Wednesday, March 23, 2011
Thanks to Rick for flagging Michael Walzer's criticism of the West's military intervention in Libya. I agree with Walzer's concerns, but I wonder if there is a way to ground the case against the intervention in terms sounding directly in the Church's just war doctrine. For me at least, it was relatively easy to explain my opposition to the Bush administration's invasion of Iraq: there was no showing that a preemptive war was necessitated by "imminent" grave harm to the U.S., and the war's rationale (at least as stated by President Bush) seemed to place a much greater value on American lives than on Iraqi lives. I also oppose the Obama administration's actions in Libya, but I have a hard time placing "incoherence" within just war doctrine. Here's para. 2309 of the Catechism:
The strict conditions for legitimate defense by military force require rigorous consideration. The gravity of such a decision makes it subject to rigorous conditions of moral legitimacy. At one and the same time:
- the damage inflicted by the aggressor on the nation or community of nations must be lasting, grave, and certain;
- all other means of putting an end to it must have been shown to be impractical or ineffective;
- there must be serious prospects of success;
- the use of arms must not produce evils and disorders graver than the evil to be eliminated. The power of modem means of destruction weighs very heavily in evaluating this condition.

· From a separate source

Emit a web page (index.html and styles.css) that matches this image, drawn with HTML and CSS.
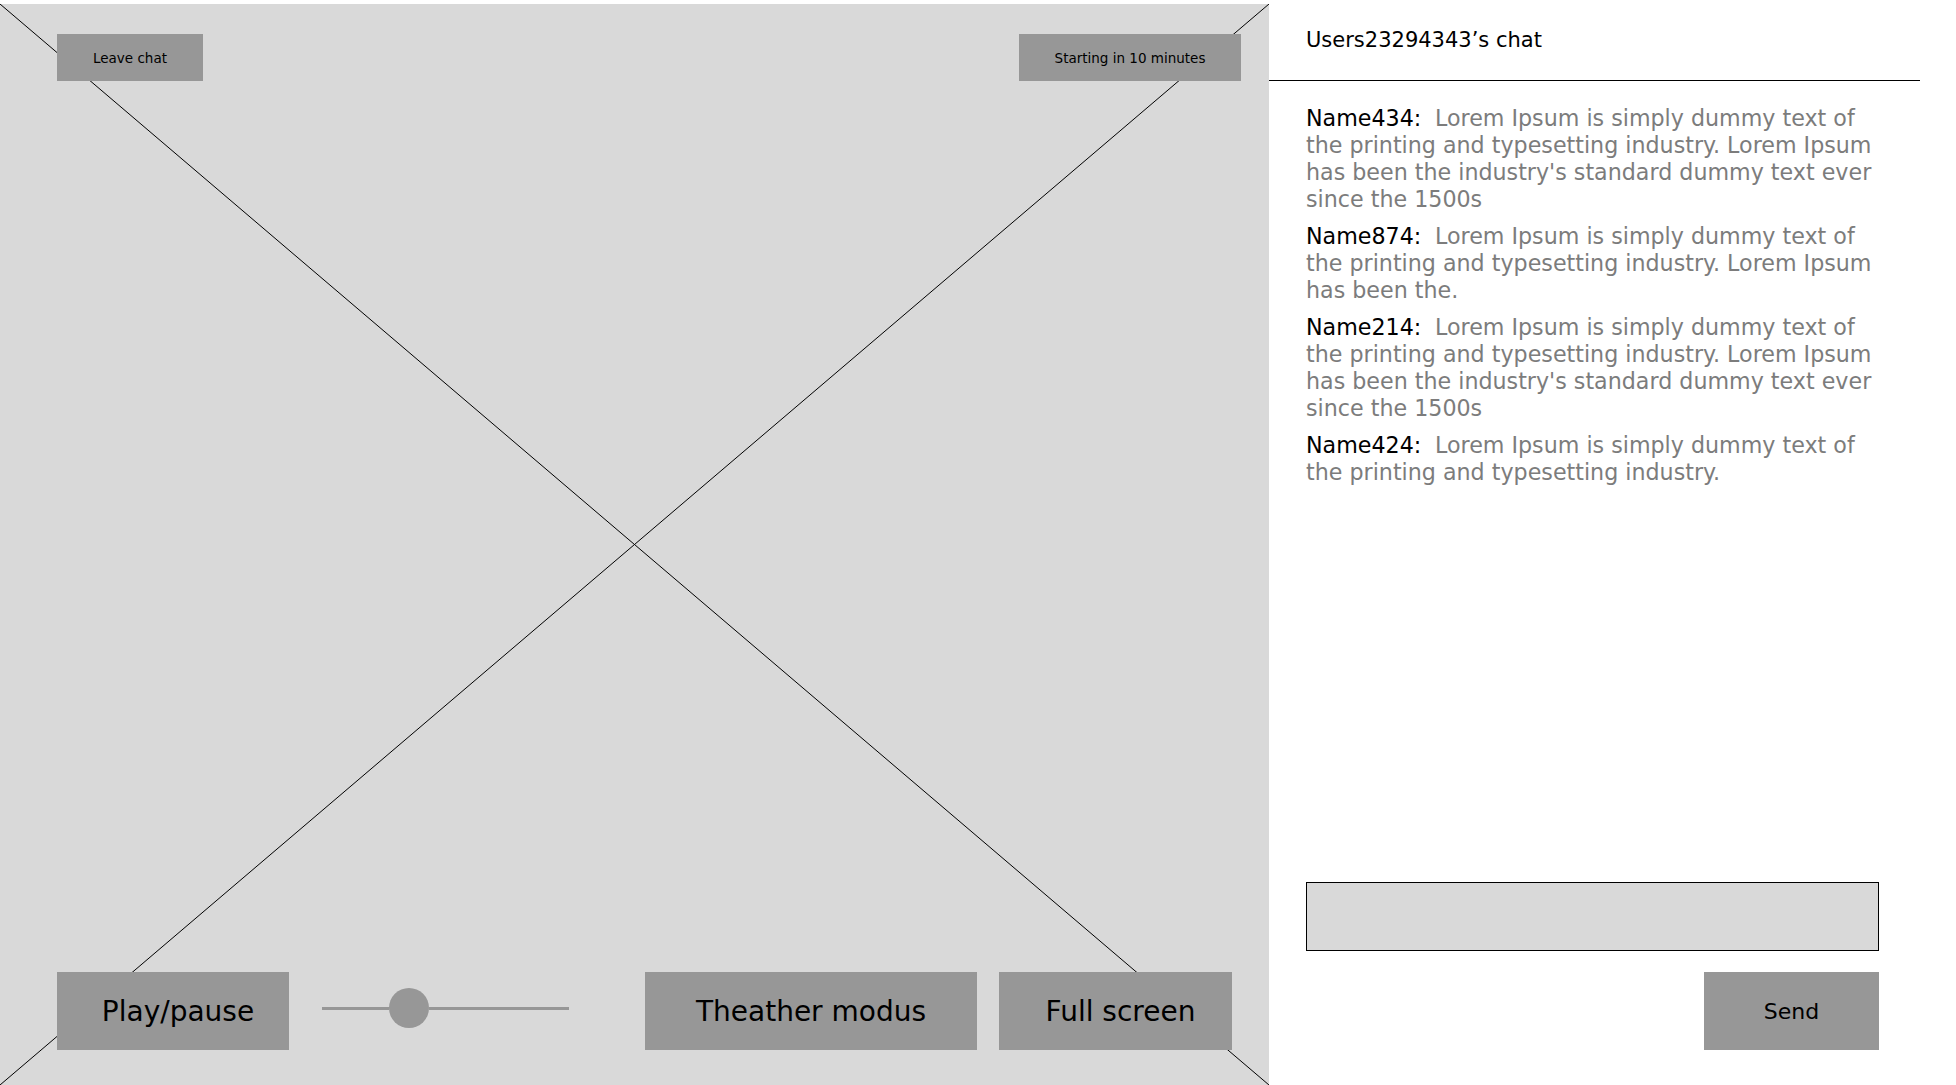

These are the traditional elements enumerated in what is called the "just war" doctrine.
The evaluation of these conditions for moral legitimacy belongs to the prudential judgment of those who have responsibility for the common good.
If the aim of the intervention is humanitarian, doesn't it fail the "serious prospects for success" prong by merely extending the conflict? Does just war doctrine speak to this conflict in other ways, or are these factors largely superfluous to a serious moral evaluation of the intervention?